As many of you know I have started on a second bachelors degree at ASU. I am currently perusing a degree in Anthropology. A few weeks ago a list of internships came out. I applied for 2 and was sort of invited and forced into another. (Urban services- more on that later) I got the one I really wanted. It was "The use of ritual plants" Before my interview I did some research on the Professor. I found that he had written a book/manuscript on the Ritual use of Pine. (Remember this it becomes important) I have yet to read it, but I am sure that once I get going on this project I will be able to find it and read it. The internship starts tomorrow at 10:30. I am so excited! So far what I have learned is we will be cataloging, and identifying material from a cave in south America. That was known for being used in ritual. These samples are assumed to be offerings, possible ethnogens, etc. We will be looking at the chard pieces and trying to identify what they are and how they were used. All I can think about is being so close, and able to touch ancient samples from rituals that took place 100's of years ago. It makes me incredibly happy!

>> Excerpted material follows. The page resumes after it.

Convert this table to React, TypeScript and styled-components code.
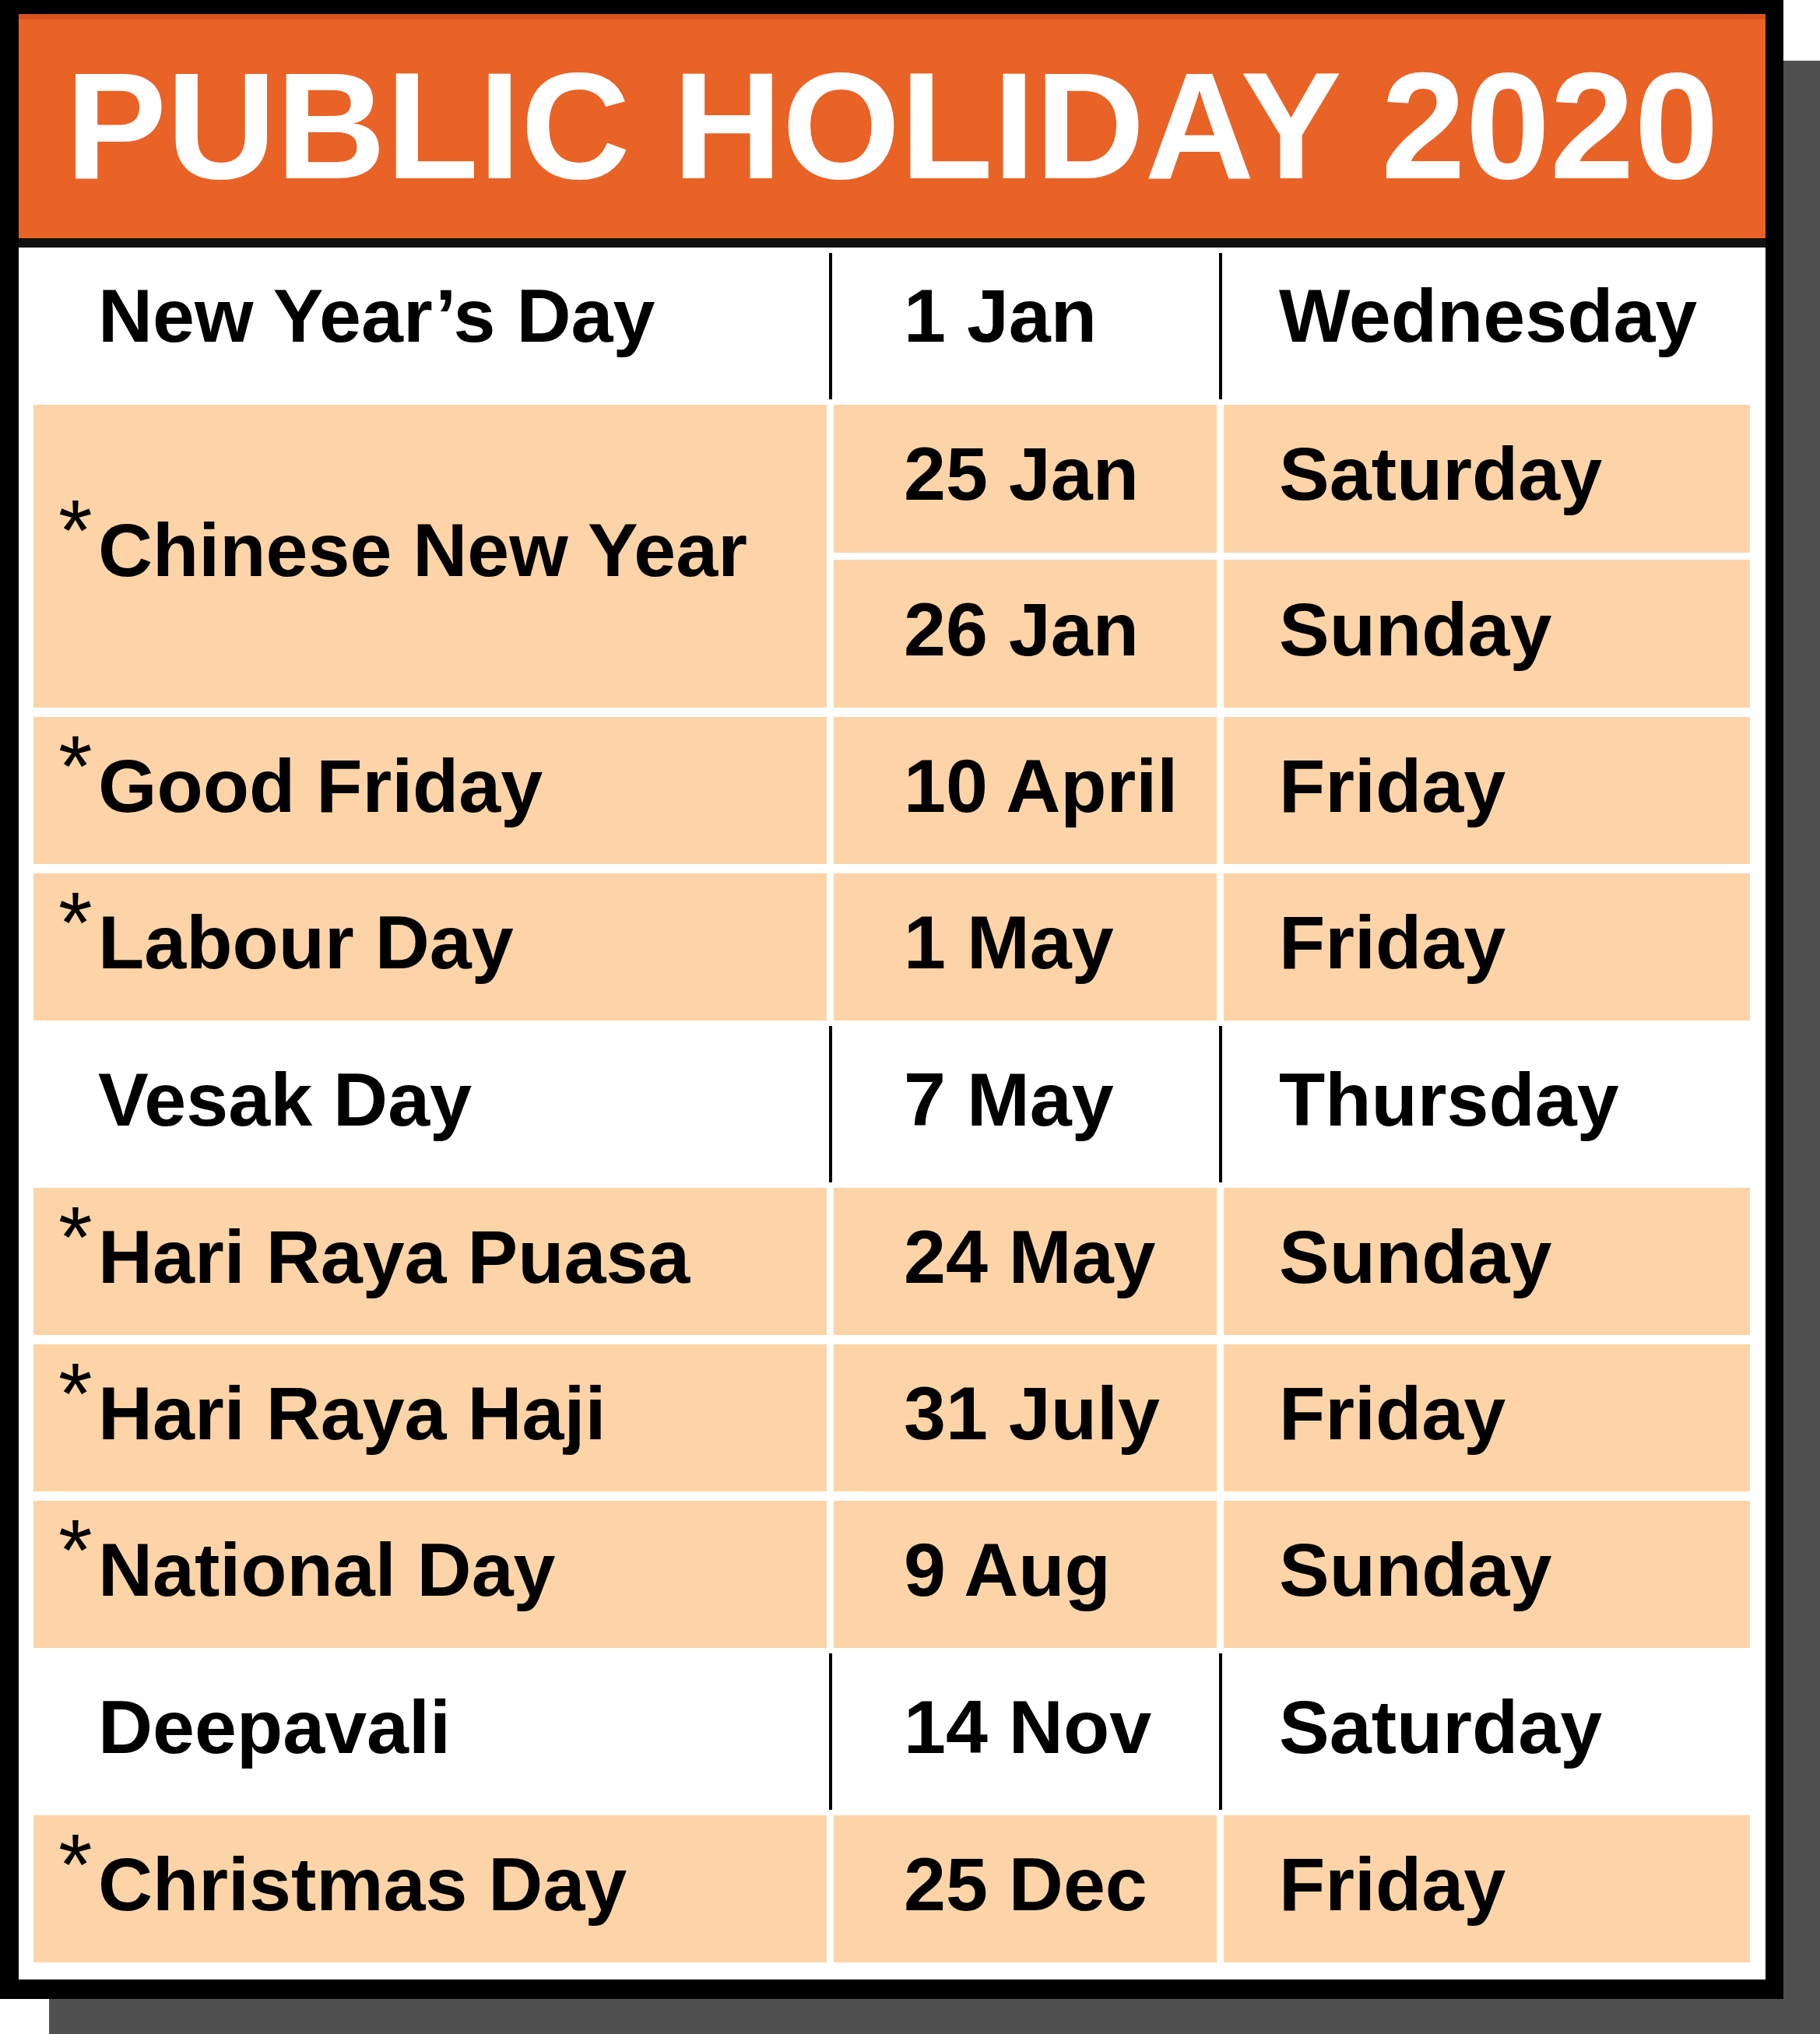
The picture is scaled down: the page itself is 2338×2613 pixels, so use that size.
import React from "react";
import styled, { createGlobalStyle } from "styled-components";

const Global = createGlobalStyle`
  html, body { margin: 0; padding: 0; background: #ffffff; }
  body { width: 2338px; min-height: 2613px; overflow: hidden; }
`;

const Page = styled.div`
  width: 2338px;
  height: 2613px;
  overflow: hidden;
  font-family: "Liberation Sans", Arial, sans-serif;
`;

const Frame = styled.div`
  width: 2291px;
  box-sizing: border-box;
  border-style: solid;
  border-color: #000;
  border-width: 18px 23px 25px 24px;
  background: #fff;
  box-shadow: 55px 70px 0 -8px #505050;
  display: flex;
  flex-direction: column;
`;

const Header = styled.div`
  height: 272px;
  border-top: 7px solid #d9541d;
  border-bottom: 12px solid #111;
  background: #e96226;
  display: flex;
  align-items: center;
  justify-content: center;
  padding-bottom: 9px;
  box-sizing: content-box;
`;

const Title = styled.h1`
  margin: 0;
  color: #fff;
  font-family: "Liberation Sans", Arial, sans-serif;
  font-weight: 700;
  font-size: 195px;
  line-height: 1;
  white-space: nowrap;
`;

const Body = styled.div`
  display: flex;
  flex-direction: column;
  padding: 0 19px 22px 19px;
`;

const cols = "1019px 9px 492px 9px 676px";

const PeachRow = styled.div`
  display: grid;
  grid-template-columns: ${cols};
  height: 189px;
  & + & { margin-top: 12px; }
`;

const WhiteRow = styled.div<{ $first?: boolean }>`
  display: grid;
  grid-template-columns: ${cols};
  height: ${(p) => (p.$first ? 188 : 201)}px;
  padding: 7px 0;
`;

const SplitRow = styled.div`
  display: grid;
  grid-template-columns: ${cols};
  grid-template-rows: 190px 190px;
  row-gap: 9px;
  margin-bottom: 12px;
`;

const Cell = styled.div<{ $peach?: boolean; $pad: number; $span?: boolean; $col?: number; $lift?: number }>`
  display: flex;
  align-items: center;
  box-sizing: border-box;
  padding-left: ${(p) => p.$pad}px;
  padding-bottom: ${(p) => 8 + (p.$lift ?? 0)}px;
  background: ${(p) => (p.$peach ? "#fcd4a7" : "transparent")};
  grid-row: ${(p) => (p.$span ? "1 / span 2" : "auto")};
  grid-column: ${(p) => (p.$col ? p.$col : "auto")};
  font-weight: 700;
  font-size: 97px;
  line-height: 1;
  color: #000;
  white-space: nowrap;
`;

const Divider = styled.div<{ $line?: boolean; $span?: boolean }>`
  justify-self: center;
  width: 4px;
  background: ${(p) => (p.$line ? "#000" : "transparent")};
  grid-row: ${(p) => (p.$span ? "1 / span 2" : "auto")};
`;

const Marker = styled.span`
  display: inline-block;
  width: 51px;
  font-weight: 400;
  font-size: 112px;
  line-height: 0;
  vertical-align: 20px;
`;

type Holiday = { name: string; star: boolean; date: string; day: string };

const NAME_PAD = 32;
const DATE_PAD = 90;
const DAY_PAD = 71;

const Name = ({ h }: { h: { name: string; star: boolean } }) => (
  <span>
    <Marker>{h.star ? "*" : ""}</Marker>
    {h.name}
  </span>
);

const Peach = ({ h }: { h: Holiday }) => (
  <PeachRow>
    <Cell $peach $pad={NAME_PAD} $lift={4}>
      <Name h={h} />
    </Cell>
    <Divider />
    <Cell $peach $pad={DATE_PAD} $lift={4}>{h.date}</Cell>
    <Divider />
    <Cell $peach $pad={DAY_PAD} $lift={4}>{h.day}</Cell>
  </PeachRow>
);

const White = ({ h, first }: { h: Holiday; first?: boolean }) => {
  const lift = first ? 20 : 4;
  return (
    <WhiteRow $first={first}>
      <Cell $pad={NAME_PAD} $lift={lift}>
        <Name h={h} />
      </Cell>
      <Divider $line />
      <Cell $pad={DATE_PAD} $lift={lift}>{h.date}</Cell>
      <Divider $line />
      <Cell $pad={DAY_PAD} $lift={lift}>{h.day}</Cell>
    </WhiteRow>
  );
};

export default function App() {
  return (
    <Page>
      <Global />
      <Frame>
        <Header>
          <Title>PUBLIC HOLIDAY 2020</Title>
        </Header>
        <Body>
          <White first h={{ name: "New Year\u2019s Day", star: false, date: "1 Jan", day: "Wednesday" }} />
          <SplitRow>
            <Cell $peach $pad={NAME_PAD} $span $lift={8}>
              <Name h={{ name: "Chinese New Year", star: true }} />
            </Cell>
            <Divider $span />
            <Cell $peach $pad={DATE_PAD} $lift={6}>25 Jan</Cell>
            <Divider />
            <Cell $peach $pad={DAY_PAD} $lift={6}>Saturday</Cell>
            <Cell $peach $pad={DATE_PAD} $col={3} $lift={4}>26 Jan</Cell>
            <Divider />
            <Cell $peach $pad={DAY_PAD} $lift={4}>Sunday</Cell>
          </SplitRow>
          <Peach h={{ name: "Good Friday", star: true, date: "10 April", day: "Friday" }} />
          <Peach h={{ name: "Labour Day", star: true, date: "1 May", day: "Friday" }} />
          <White h={{ name: "Vesak Day", star: false, date: "7 May", day: "Thursday" }} />
          <Peach h={{ name: "Hari Raya Puasa", star: true, date: "24 May", day: "Sunday" }} />
          <Peach h={{ name: "Hari Raya Haji", star: true, date: "31 July", day: "Friday" }} />
          <Peach h={{ name: "National Day", star: true, date: "9 Aug", day: "Sunday" }} />
          <White h={{ name: "Deepavali", star: false, date: "14 Nov", day: "Saturday" }} />
          <Peach h={{ name: "Christmas Day", star: true, date: "25 Dec", day: "Friday" }} />
        </Body>
      </Frame>
    </Page>
  );
}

I left for the Henna conference on a Thursday and arrived excited to get started. I had a wonderful time creating art, challenging my brain, and creative skills. I hennaed several lovely ladies and even did a full back piece of a tree. You can see more photos here.The pines were beautiful and my soul sung with the breeze that whispered between their thin needles. I found a large piece of pine resin, but it didn't feel right to take it so I didn't. I learned later that these are like bandages to a wound and so I am glad that I didn't harvest them at this time. The henna conference was wonderful food for my creative side and I came home charged and ready to go. I hennaed on Tuesday night after the conference, worked on homework and geared up for the Herbal Resurgence.

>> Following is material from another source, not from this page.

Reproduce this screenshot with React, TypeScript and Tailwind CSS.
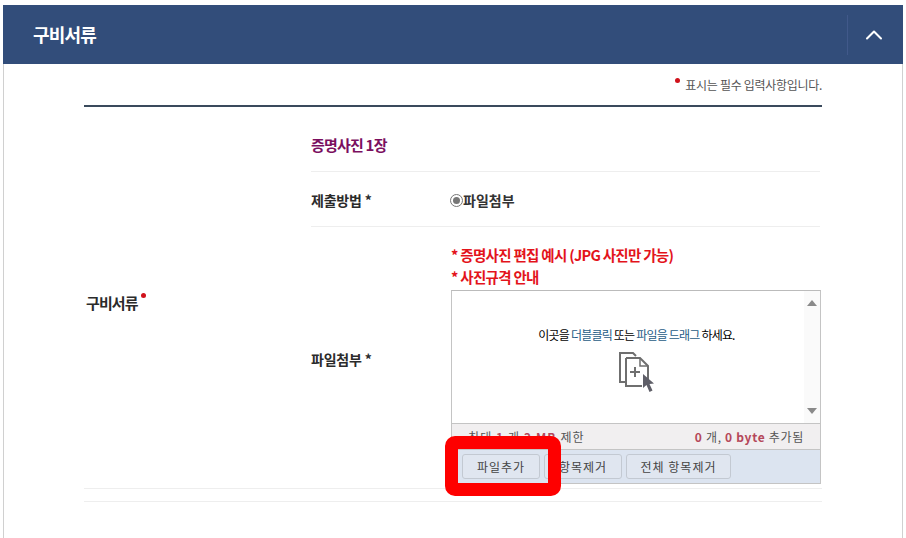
import { ChevronUp } from 'lucide-react';

const font = { kr: "font-['Noto_Sans_CJK_KR','Noto_Sans',sans-serif]" };

function DropIcon() {
  return (
    <svg width="38" height="42" viewBox="0 0 38 42" fill="none" stroke="#6f6f6f" strokeWidth="2">
      <path d="M8 31H2V2h13l3 3" />
      <path d="M8 7h14l8 8v16M8 7v28h16" />
      <path d="M22 7v8h8" strokeWidth="1.5" />
      <path d="M17 16v10M12 21h10" />
      <path d="M25 23l0 14 3.5-3 3 7 3-1.500-3-6.500 4.500-.5z" fill="#5f5f68" stroke="none" />
    </svg>
  );
}

function FileUploader() {
  return (
    <div className="w-[370px] h-[194px] flex flex-col border border-[#c4c4c4] border-t-[#bbbbbb]">
      <div className="relative h-[132px] bg-white flex flex-col items-center pt-[35px]">
        <p className="ml-[1px] text-[12px] leading-[18px] tracking-[-0.8px] text-black">
          이곳을 <span className="text-[#1f5c86]">더블클릭</span> 또는 <span className="text-[#1f5c86]">파일을 드래그</span> 하세요.
        </p>
        <div className="mt-[7px] ml-[1px]">
          <DropIcon />
        </div>
        <div className="absolute right-0 top-0 bottom-0 w-[16px] bg-[#fafafa] flex flex-col items-center justify-between py-[9px]">
          <span className="w-0 h-0 border-x-[5px] border-x-transparent border-b-[6px] border-b-[#8a8a8a]" />
          <span className="w-0 h-0 border-x-[5px] border-x-transparent border-t-[6px] border-t-[#8a8a8a]" />
        </div>
      </div>
      <div className="h-[26px] bg-[#f1eff0] border-t border-[#c4c4c4] flex items-center justify-between pl-[16px] pr-[16px] text-[12px] text-[#555555]">
        <span className="tracking-[1.1px]">
          최대 <b className="text-[#b5485a]">1</b> 개 <b className="text-[#b5485a]">2 MB</b> 제한
        </span>
        <span className="tracking-[0.7px]">
          <b className="text-[#b5485a]">0</b> 개, <b className="text-[#b5485a]">0 byte</b> 추가됨
        </span>
      </div>
      <div className="flex-1 bg-[#dce4f0] border-t border-[#c4c4c4] flex items-center gap-[4px] pl-[10px]">
        <button className="w-[78px] h-[25px] rounded-[3px] border border-[#c3c9d2] bg-[#e0e6f0] text-[12px] tracking-[1px] text-[#444444]">파일추가</button>
        <button className="w-[78px] h-[25px] rounded-[3px] border border-[#c3c9d2] bg-[#e0e6f0] text-[12px] tracking-[1px] text-[#444444]">항목제거</button>
        <button className="w-[105px] h-[25px] rounded-[3px] border border-[#c3c9d2] bg-[#e0e6f0] text-[12px] tracking-[1px] text-[#444444]">전체 항목제거</button>
      </div>
    </div>
  );
}

export default function App() {
  return (
    <div className={`relative w-[906px] h-[538px] overflow-hidden bg-white pt-[5px] pl-[3px] ${font.kr}`}>
      <div className="w-[900px] h-[533px] border-x border-[#d0d0d0]">
        <header className="-mx-px h-[59px] bg-[#324d7a] flex items-center justify-between">
          <h2 className="ml-[30px] text-[18px] font-bold tracking-[-0.8px] text-white">구비서류</h2>
          <div className="h-[40px] w-[56px] pr-[4px] border-l border-[#41598a] flex items-center justify-center">
            <ChevronUp className="w-[28px] h-[28px] text-white" strokeWidth={1.75} />
          </div>
        </header>

        <div className="ml-[80px] w-[738px]">
          <p className="h-[41px] flex justify-end items-center gap-[5px] text-[12px] tracking-[-0.3px] text-[#555555]">
            <span className="mb-[9px] w-[5px] h-[5px] rounded-full bg-[#d0121b]" />
            표시는 필수 입력사항입니다.
          </p>
          <div className="border-t-2 border-b border-t-[#3a4a5c] border-b-[#eeeeee] flex pt-[15px]">
            <div className="w-[227px] flex items-center pb-[4px]">
              <span className="ml-[2px] text-[15px] font-bold tracking-[-0.9px] text-[#2b2b2b]">구비서류</span>
              <span className="ml-[3px] mb-[16px] w-[5px] h-[5px] rounded-full bg-[#d0121b]" />
            </div>
            <div className="w-[509px]">
              <div className="h-[50px] flex items-center border-b border-[#eeeeee] pb-[3px] text-[15px] font-bold tracking-[-0.8px] text-[#7b0f5f]">
                증명사진 1장
              </div>
              <div className="h-[55px] flex items-center border-b border-[#eeeeee] pt-[2px]">
                <span className="w-[139px] text-[14px] font-bold tracking-[-0.2px] text-[#2b2b2b]">제출방법 *</span>
                <span className="w-[13px] h-[13px] rounded-full border border-[#777777] bg-white flex items-center justify-center">
                  <span className="w-[7px] h-[7px] rounded-full bg-[#777777]" />
                </span>
                <span className="text-[14px] font-bold tracking-[0px] text-[#333333]">파일첨부</span>
              </div>
              <div className="h-[261px] flex">
                <span className="w-[140px] shrink-0 self-center pt-[4px] text-[14px] font-bold tracking-[-0.2px] text-[#2b2b2b]">파일첨부 *</span>
                <div className="shrink-0 pt-[17px]">
                  <p className="text-[14.5px] leading-[22px] font-bold tracking-[-0.7px] text-[#e3131b]">* 증명사진 편집 예시 (JPG 사진만 가능)</p>
                  <p className="mb-[2px] text-[14.5px] leading-[22px] font-bold tracking-[-0.7px] text-[#e3131b]">* 사진규격 안내</p>
                  <FileUploader />
                </div>
              </div>
            </div>
          </div>
          <div className="mt-[12px] border-t border-[#eeeeee]" />
        </div>
      </div>

      <div className="absolute left-[445px] top-[436px] w-[116px] h-[60px] rounded-[10px] border-[13px] border-[#fe0000]" />
    </div>
  );
}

The Herbal Resurgence was really great. I was a bit tired due to school and back to back conferences and the demands of school, but I was grateful for the experience. I took several classes one by Sean Donahue and Jim McDonald which focused on Hawthorn. There will be a wonderful blog soon about this, the crossroads and shadow work. More about that later. The class that was most important (at least in this blog) is the one taught by Kiva on Pine. She enchanted us with information on the pine tree, the different local pines, and several samples of amazing scents in incense, perfumes, etc. I learned that it is a wonderful base in ointment for chest colds, and how to properly harvest the resin to be used in incense, and other herbals. How to use the needles in tea, and many other delightful things that shall be reveled thorough this fall/winter seasons crafting. I then went out with a friend and we harvested the resin how we were taught, taking care not to harm the tree and keep its bandages on. It was a bit sad to see how many trees were so wounded, but they gave wonderful gifts.
As we enter into the cooler months I find that Pine will become my ally through these coming seasons. Her majestic beauty and wisdom has touched my soul in ways that haven't begun to really unfold yet. The more I work with the fruits and gifts of the Pine the more I will understand. She has whispered words of the evergreen, how there is healing in harshness, and sweet stickiness in injuries, and even though there are seasons and we follow the wheel sometimes staying in one season, or one state all the time can be just as empowering as change. Ahhh evergreen how I await your mysteries this fall and winter.